Task to carry out:
Collect the lines of the entries where "this" shows up.
[Given data start]
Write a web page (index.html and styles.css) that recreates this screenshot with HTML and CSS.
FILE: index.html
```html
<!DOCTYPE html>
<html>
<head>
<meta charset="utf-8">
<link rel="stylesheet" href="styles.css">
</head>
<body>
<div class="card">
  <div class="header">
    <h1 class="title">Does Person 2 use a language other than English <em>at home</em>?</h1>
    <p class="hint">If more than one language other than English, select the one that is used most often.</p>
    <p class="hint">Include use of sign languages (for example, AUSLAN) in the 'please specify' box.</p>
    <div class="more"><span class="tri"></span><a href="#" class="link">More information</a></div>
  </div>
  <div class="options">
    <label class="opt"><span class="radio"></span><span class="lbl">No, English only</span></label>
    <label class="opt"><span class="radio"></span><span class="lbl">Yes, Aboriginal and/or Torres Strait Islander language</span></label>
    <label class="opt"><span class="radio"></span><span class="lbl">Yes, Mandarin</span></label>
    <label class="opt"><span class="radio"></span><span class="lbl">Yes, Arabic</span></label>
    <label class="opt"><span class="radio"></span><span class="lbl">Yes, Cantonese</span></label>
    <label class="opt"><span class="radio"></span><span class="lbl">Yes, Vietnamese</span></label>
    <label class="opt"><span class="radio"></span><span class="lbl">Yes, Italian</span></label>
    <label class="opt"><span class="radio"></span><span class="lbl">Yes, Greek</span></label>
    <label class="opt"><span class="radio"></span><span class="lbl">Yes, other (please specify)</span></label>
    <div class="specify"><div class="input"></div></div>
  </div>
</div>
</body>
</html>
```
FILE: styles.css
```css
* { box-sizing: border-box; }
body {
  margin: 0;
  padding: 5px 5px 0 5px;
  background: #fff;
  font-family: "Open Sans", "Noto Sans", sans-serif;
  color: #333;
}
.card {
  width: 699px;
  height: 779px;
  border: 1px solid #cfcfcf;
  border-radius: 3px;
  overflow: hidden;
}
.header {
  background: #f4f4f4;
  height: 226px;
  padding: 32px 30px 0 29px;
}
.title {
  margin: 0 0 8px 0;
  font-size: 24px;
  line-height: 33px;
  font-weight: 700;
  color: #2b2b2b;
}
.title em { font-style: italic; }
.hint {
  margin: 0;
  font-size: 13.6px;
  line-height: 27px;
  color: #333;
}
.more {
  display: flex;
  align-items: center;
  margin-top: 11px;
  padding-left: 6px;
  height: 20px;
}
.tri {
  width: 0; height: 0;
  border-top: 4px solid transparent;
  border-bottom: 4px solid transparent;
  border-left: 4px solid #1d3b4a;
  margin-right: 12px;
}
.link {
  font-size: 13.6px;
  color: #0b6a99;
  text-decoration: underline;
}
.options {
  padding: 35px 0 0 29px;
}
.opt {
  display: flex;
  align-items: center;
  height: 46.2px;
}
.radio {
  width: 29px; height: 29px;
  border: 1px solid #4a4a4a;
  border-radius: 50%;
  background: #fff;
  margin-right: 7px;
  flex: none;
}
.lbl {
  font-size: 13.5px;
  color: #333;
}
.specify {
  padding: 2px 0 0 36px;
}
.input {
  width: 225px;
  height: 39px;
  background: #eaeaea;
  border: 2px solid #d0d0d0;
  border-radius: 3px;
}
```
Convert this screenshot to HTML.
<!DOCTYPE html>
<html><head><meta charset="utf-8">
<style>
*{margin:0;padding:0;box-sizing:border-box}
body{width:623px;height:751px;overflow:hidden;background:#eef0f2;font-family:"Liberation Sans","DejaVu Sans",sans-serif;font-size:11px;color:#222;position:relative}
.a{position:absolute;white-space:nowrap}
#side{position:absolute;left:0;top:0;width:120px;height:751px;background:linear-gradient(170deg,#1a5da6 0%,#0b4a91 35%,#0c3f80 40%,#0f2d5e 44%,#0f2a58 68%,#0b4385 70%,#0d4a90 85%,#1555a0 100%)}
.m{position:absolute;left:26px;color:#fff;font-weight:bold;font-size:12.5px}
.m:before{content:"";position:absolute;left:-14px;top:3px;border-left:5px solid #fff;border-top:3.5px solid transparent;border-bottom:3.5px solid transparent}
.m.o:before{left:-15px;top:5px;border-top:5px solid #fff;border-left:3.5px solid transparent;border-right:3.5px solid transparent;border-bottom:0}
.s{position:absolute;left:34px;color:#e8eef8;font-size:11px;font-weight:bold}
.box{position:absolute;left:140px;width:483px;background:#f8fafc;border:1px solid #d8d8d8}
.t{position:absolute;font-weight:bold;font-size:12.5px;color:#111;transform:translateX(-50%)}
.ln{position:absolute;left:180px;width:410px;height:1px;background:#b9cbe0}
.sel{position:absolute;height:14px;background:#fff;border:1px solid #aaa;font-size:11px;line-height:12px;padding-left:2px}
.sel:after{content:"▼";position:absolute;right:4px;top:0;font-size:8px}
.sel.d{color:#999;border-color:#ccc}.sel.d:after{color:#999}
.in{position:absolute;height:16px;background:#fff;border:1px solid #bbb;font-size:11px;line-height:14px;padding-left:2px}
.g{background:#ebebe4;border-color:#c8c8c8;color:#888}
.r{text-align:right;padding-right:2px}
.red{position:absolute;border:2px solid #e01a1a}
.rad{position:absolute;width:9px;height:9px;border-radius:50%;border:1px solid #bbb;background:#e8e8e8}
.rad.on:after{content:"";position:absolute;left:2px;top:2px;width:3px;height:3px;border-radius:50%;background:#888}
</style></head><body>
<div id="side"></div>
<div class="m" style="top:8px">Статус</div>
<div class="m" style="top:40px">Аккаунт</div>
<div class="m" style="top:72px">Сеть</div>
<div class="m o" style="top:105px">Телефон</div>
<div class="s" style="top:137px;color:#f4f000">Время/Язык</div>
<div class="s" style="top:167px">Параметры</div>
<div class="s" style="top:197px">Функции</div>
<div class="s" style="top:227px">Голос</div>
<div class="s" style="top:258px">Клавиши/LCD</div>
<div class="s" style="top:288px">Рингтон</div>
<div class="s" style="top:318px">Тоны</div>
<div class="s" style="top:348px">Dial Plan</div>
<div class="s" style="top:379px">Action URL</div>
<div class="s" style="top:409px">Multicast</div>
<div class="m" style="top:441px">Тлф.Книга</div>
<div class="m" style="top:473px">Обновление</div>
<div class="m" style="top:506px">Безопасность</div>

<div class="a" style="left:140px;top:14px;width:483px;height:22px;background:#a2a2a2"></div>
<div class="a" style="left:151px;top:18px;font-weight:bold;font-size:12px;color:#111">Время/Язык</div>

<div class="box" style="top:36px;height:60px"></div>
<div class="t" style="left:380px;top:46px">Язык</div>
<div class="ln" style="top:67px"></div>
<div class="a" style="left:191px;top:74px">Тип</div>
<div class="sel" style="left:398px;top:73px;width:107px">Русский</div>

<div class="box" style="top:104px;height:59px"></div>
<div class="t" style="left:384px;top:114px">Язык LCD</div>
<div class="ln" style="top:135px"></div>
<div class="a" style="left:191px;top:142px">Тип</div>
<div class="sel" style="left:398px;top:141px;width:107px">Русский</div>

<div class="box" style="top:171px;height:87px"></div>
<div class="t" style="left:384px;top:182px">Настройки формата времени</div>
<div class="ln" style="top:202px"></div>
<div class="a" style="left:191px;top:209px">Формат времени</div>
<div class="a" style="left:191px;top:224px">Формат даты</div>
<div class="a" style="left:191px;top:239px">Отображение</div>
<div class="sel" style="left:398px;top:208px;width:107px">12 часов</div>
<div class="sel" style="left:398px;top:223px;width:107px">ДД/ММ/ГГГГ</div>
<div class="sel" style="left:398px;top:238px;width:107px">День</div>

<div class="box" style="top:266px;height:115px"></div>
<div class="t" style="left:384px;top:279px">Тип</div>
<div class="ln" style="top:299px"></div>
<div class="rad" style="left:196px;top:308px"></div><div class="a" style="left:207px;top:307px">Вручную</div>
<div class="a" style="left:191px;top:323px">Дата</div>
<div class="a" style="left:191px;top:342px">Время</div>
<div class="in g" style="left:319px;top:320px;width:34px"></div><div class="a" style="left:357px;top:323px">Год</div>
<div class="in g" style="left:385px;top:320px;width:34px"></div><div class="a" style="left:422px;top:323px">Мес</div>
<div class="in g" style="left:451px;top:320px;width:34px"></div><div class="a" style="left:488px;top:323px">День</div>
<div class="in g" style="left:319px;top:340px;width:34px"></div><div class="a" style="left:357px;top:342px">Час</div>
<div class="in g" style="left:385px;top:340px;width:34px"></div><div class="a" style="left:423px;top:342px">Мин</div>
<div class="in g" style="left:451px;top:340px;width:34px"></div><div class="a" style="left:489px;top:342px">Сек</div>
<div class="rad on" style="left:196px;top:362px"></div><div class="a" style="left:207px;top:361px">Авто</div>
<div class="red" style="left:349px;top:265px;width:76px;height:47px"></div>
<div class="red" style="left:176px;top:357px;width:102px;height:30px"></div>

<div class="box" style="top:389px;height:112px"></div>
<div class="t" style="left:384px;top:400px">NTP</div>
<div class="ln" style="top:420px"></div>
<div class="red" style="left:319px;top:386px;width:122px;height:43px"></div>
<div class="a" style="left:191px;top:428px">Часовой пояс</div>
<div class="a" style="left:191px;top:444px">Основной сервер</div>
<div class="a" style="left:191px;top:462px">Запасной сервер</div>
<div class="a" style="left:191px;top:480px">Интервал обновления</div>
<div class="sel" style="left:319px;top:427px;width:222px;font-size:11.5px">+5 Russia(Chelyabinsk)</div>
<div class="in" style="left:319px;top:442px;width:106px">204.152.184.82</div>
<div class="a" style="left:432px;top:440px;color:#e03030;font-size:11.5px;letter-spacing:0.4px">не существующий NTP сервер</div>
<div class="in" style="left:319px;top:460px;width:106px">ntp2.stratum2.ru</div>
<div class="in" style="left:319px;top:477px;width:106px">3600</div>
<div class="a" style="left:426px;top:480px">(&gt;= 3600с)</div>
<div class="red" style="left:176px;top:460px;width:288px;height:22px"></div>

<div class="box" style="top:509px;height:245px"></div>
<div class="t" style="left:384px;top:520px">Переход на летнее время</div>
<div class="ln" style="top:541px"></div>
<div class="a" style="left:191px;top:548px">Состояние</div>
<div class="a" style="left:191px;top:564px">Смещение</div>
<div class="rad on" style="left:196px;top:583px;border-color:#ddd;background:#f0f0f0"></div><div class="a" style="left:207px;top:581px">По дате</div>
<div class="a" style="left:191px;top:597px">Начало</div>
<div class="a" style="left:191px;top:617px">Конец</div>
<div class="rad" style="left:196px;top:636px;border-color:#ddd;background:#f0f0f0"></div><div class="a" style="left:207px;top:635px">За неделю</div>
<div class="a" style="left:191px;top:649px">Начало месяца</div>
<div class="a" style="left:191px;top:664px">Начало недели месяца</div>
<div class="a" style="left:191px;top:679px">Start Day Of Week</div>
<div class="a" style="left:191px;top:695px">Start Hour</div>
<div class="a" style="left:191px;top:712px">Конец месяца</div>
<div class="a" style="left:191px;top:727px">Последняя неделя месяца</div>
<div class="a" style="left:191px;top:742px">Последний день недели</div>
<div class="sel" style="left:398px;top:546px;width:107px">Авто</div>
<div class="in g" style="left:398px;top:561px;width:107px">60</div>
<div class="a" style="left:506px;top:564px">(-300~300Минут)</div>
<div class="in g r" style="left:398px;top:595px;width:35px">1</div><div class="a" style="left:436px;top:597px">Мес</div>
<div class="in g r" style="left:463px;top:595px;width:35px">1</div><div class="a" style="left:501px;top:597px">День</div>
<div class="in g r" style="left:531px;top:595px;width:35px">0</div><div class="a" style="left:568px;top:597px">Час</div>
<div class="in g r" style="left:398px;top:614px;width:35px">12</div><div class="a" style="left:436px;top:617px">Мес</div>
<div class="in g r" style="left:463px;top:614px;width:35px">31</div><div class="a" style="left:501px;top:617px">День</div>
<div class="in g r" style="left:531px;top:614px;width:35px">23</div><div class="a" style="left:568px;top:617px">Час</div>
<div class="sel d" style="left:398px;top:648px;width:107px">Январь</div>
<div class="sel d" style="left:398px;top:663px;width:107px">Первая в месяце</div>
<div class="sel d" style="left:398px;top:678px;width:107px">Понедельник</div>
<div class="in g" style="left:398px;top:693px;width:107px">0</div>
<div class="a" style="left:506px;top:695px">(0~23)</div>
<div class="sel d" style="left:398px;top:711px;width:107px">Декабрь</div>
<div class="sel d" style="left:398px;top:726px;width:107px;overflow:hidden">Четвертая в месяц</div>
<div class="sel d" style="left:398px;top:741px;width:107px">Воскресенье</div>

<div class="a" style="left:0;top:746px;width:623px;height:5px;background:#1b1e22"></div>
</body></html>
[Given data end]
Final result:
Write a web page (index.html and styles.css) that recreates this screenshot with HTML and CSS.
Convert this screenshot to HTML.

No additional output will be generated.